Never have I been so immersed in a different culture just by visiting a restaurant!

Well yes, it is a cultural restaurant (East African) so you expect it to represent but trust me when I tell you that this place gives a lot more than just “oooh this is what we eat in our country”, it is more like an in-depth experience of “welcome to our home, feel free to indulge”.

Walking into the picturesque space instantly warmed my heart as there were several jitters in my tummy earlier… lack of skills in navigating Lagos mainland roads which was solved by simply typing “Kaldi Africa” into Google maps and my arriving at the compound and feeling I was in the wrong place, it looked like a factory-office situation.

Thankfully, I swung open the glass door and felt very pleased with what hit my eyes. It wasn’t a big place but it was set up to be very functional and of course the room was filled with cultural décor….colorful woven baskets that serves as stools and even actual dining tables, African print chair covers, portraits of beautiful people clearly from East Africa, sculptures, and my favourite part, the bathroom doors which holds striking pictures of Ethiopian natives as sign – a man for the male bathroom and a woman for the female bathroom. As a Nigerian, it struck me that they look quite similar to people from the Hausa/Fulani tribe.

Just as I was about to settle down, my dining partners arrived….it was a lunch hangout for three. Their car AC had developed a fault on the way and exhaustion was written on their faces. A waiter took the initiative to serve us water immediately which was quite a good gesture as we watched her fetch spa water from a tank displayed at the bar and she brought it to us in beautifully hand painted glasses.

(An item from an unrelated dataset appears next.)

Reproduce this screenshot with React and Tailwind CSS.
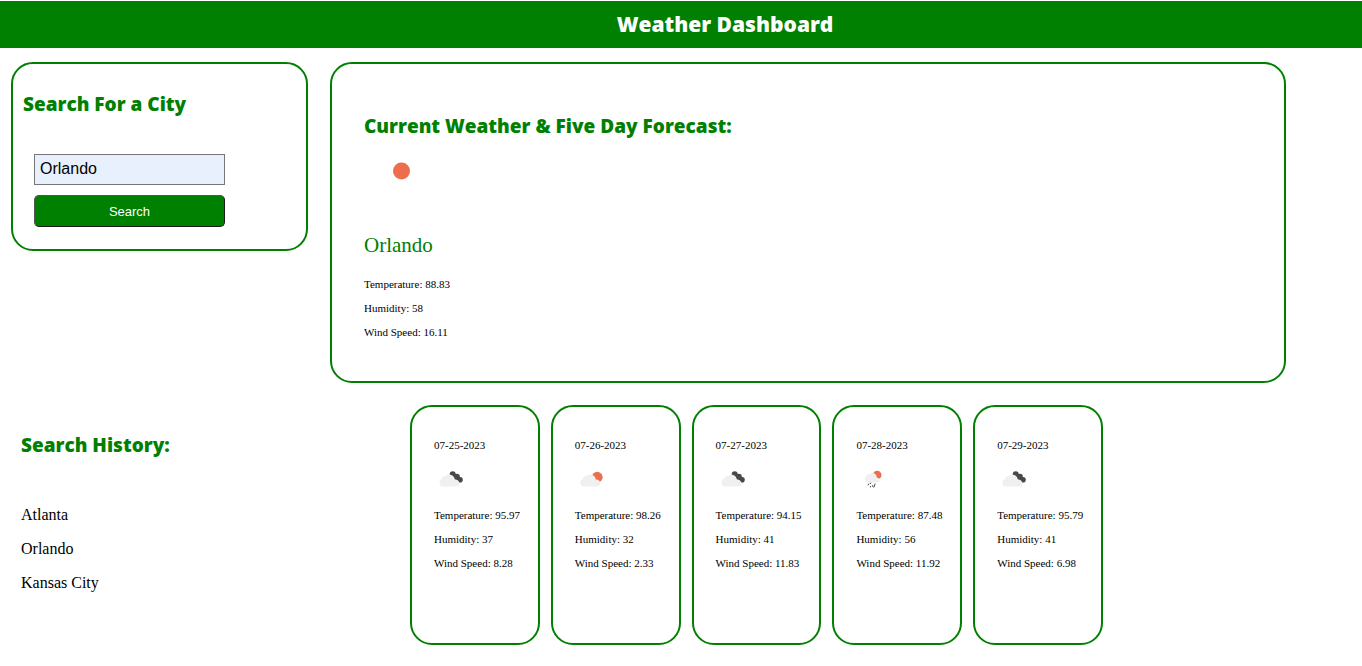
const forecast = [
  { date: "07-25-2023", icon: "broken", temperature: "95.97", humidity: "37", wind: "8.28" },
  { date: "07-26-2023", icon: "few", temperature: "98.26", humidity: "32", wind: "2.33" },
  { date: "07-27-2023", icon: "broken", temperature: "94.15", humidity: "41", wind: "11.83" },
  { date: "07-28-2023", icon: "rain", temperature: "87.48", humidity: "56", wind: "11.92" },
  { date: "07-29-2023", icon: "broken", temperature: "95.79", humidity: "41", wind: "6.98" },
];

const cities = ["Atlanta", "Orlando", "Kansas City"];

function Cloud() {
  return (
    <path
      d="M8.7 26.500a4 4 0 0 1-.6-7.700 3.300 3.300 0 0 1 3.600-2.800 5.400 5.400 0 0 1 9 3.600 4.200 4.200 0 0 1 4.700 4 3.300 3.300 0 0 1-3.200 2.900Z"
      fill="#f0f0f0"
    />
  );
}

function WeatherIcon({ kind }) {
  return (
    <svg className="size-9" viewBox="0 0 36 36" aria-hidden="true">
      {kind === "broken" && (
        <>
          <g fill="#484848">
            <circle cx="18.7" cy="14.3" r="3" />
            <circle cx="22.8" cy="16.9" r="3.1" />
            <circle cx="26" cy="19.7" r="2.8" />
          </g>
          <Cloud />
        </>
      )}
      {kind === "few" && (
        <>
          <circle cx="22.2" cy="17.2" r="5.4" fill="#ec6e4c" />
          <Cloud />
        </>
      )}
      {kind === "rain" && (
        <>
          <circle cx="21.2" cy="15" r="4.3" fill="#ec6e4c" />
          <path
            d="M11.500 22.500a3.400 3.400 0 0 1-.6-6.400 2.500 2.500 0 0 1 2.900-2.200 4.300 4.300 0 0 1 7 3.600 3.100 3.100 0 0 1 2.900 2.800 2.400 2.400 0 0 1-2.400 2.200Z"
            fill="#f0f0f0"
          />
          <g stroke="#484848" strokeWidth="1" strokeLinecap="round">
            <path d="m12.600 24-.5 1M14.600 23.100l-.3.600M14.700 26.300l-.3.700M16.600 25.600l.5 1.300M19 24l-.9 2.900" />
          </g>
        </>
      )}
    </svg>
  );
}

function Heading({ children }) {
  return (
    <h2 className="font-['Gill_Sans','Open_Sans',sans-serif] text-[19px] leading-6 font-extrabold text-[#008000]">
      {children}
    </h2>
  );
}

function Readings({ temperature, humidity, wind }) {
  return (
    <div className="flex flex-col gap-3 text-[11px] leading-3 whitespace-nowrap">
      <p>Temperature: {temperature}</p>
      <p>Humidity: {humidity}</p>
      <p>Wind Speed: {wind}</p>
    </div>
  );
}

export default function App() {
  return (
    <div className="bg-white pt-px font-['Liberation_Serif','Times_New_Roman',serif] text-black">
      <header className="bg-[#008000] py-2 pl-[88px] text-center text-white">
        <h1 className="font-['Gill_Sans','Open_Sans',sans-serif] text-[21px] leading-[31px] font-extrabold">
          Weather Dashboard
        </h1>
      </header>

      <main className="flex flex-col gap-[22px] pt-[14px] pl-[11px]">
        <div className="flex items-start gap-[22px] pr-[76px]">
          <form
            className="w-[297px] shrink-0 rounded-[22px] border-2 border-[#008000] px-[10px] pt-7 pb-[22px]"
            onSubmit={(event) => event.preventDefault()}
          >
            <Heading>
              <label htmlFor="city">Search For a City</label>
            </Heading>
            <div className="mt-[38px] ml-[11px] flex w-[191px] flex-col gap-[10px] font-['Liberation_Sans',Arial,sans-serif]">
              <input
                id="city"
                type="text"
                defaultValue="Orlando"
                className="h-[31px] w-full border border-[#767676] bg-[#e8f0fe] px-[5px] pb-px text-base outline-none"
              />
              <button
                type="submit"
                className="h-8 w-full rounded-[5px] border border-t-[#555555] border-r-[#1c1c1c] border-b-[#1c1c1c] border-l-[#555555] bg-[#008000] pt-px text-[13px] text-white"
              >
                Search
              </button>
            </div>
          </form>

          <section className="min-w-0 grow rounded-[22px] border-2 border-[#008000] px-8 pt-[50px] pb-[43px]">
            <Heading>Current Weather &amp; Five Day Forecast:</Heading>
            <svg className="mt-[-4px] size-[75px]" viewBox="0 0 75 75" role="img" aria-label="Clear sky">
              <circle cx="37.5" cy="37" r="8.5" fill="#ec6e4c" />
            </svg>
            <p className="mt-6 mb-[21px] text-[21px] leading-6 text-[#008000]">Orlando</p>
            <Readings temperature="88.83" humidity="58" wind="16.11" />
          </section>
        </div>

        <div className="flex items-start">
          <section className="w-[399px] shrink-0 pt-7 pl-[10px]">
            <Heading>Search History:</Heading>
            <ul className="mt-[49px] flex flex-col gap-4 text-base leading-[18px]">
              {cities.map((city) => (
                <li key={city}>{city}</li>
              ))}
            </ul>
          </section>

          <div className="grid w-[693px] shrink-0 grid-cols-5 gap-[11px]">
            {forecast.map((day) => (
              <article
                key={day.date}
                className="h-60 rounded-[22px] border-2 border-[#008000] pt-8 pl-[22px]"
              >
                <h3 className="text-[11px] leading-3">{day.date}</h3>
                <div className="mt-[9px] mb-[13px]">
                  <WeatherIcon kind={day.icon} />
                </div>
                <Readings {...day} />
              </article>
            ))}
          </div>
        </div>
      </main>
    </div>
  );
}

At this point, I was charmed by the bar area – high chairs clearly made from simple African wood, coffee making machines and a 3-part gold coffee dispenser with flags of Nigeria, Ethiopia and Kenya. Apparently, Kaldi House is a Coffee House with a sister company, Kaldi Africa, a coffee factory sited right behind the building, hence the factory-office premises situation. The flags show where the coffee beans were harvested from. I sighted a shelf of packaged coffee and teas from each of these countries for sale. It felt good to know that I could pick what country’s coffee I wanted to indulge in.

We decided to go with Ethiopian coffee called Buna. Boy, this was indeed a coffee ceremony. Ahaaa did I already mention that the room was filled with Ethiopian music? So yes, while listening to some very soothing sounds, we got served in a traditional tea-set coupled with heavenly scents from the incense burning on our tray. In my heart, I was in Ethiopia. There wasn’t a lot of talking as we sipped our cardamom infused hot drinks. Now, I had to take off my jacket. After the Lagos sun flogging I went through earlier that day, maybe I should have gone for one of their cold coffee options.

Let’s take a quick break to introduce my dining partners….Ify and Zara. Ify is typical Igbo, not very willing to joke with her palate while Zara is more open minded and accepting to foreign culture in general. At the end of our experience, we could tell Zara was very excited about all the new flavours her taste buds had just discovered, while Ify was going through some sort of culture shock in her mouth. She explained that the only familiar thing she had was the samosas we got as starters, actually, we all loved the samosas, would definitely come back for more.

Now, we decided to go head-on Ethiopian with our meal choice…Addis Platter – Meat Based, good for 4 people. It was actually Injera!

We learnt that if you visit Ethiopia without having a taste of Injera, then you didn’t even go to Ethiopia at all. Injera is sponge-like flatbread made from teff flour (Hello Fitfam 👋🏾) artistically served with little portions of sauces. I was particularly excited about the suya-like pepper (not actually suya pepper oh, lol) and very stewed chicken although they have vegetarian options. In fact, they have a whole page dedicated to vegetarian cuisine on their menu, apparently, Ethiopia observes meat abstinence at some point in the year for religious purposes.

Another major discovery we made was that Ethiopia follows the Gregorian calendar and is currently in year 2011 while we are in 2018. Amazing information dished out to us by the restaurant host who was more than willing to indulge us. She also lectured us on how to eat Injera traditionally. It got served in a colorful basket stand on one of those our grandma trays and one person had to feed another person on the table. Ify and Zara did the honors. I was heavily reminded of my child days when my mum would make my brothers and I eat from the same bowl and they would eat all the meat hurriedly, leaving me with big Eba and tiny soup.

Thankfully, they have Injera trays for one. When I come here with the guys, we won’t need to struggle for who gets the most meat.

Finally, we broke bread Ethiopian style for dessert and I sat back staring through the glass door at their outside space (a thatch house), all along there were other diners there, group of four expats sipping beer and devouring a mountain of wings and fries then another group of two men clearly having a meeting with their computers and a bottle of Ethiopian wine. This space perfectly suited for these purposes.

Just behind the restaurant’s space is the tea and coffee factory, would have loved to go check that out as well but I doubt it was a place that just anybody could visit.

But overall, it was definitely a beautiful afternoon in Ethiopia and I can’t wait to go back!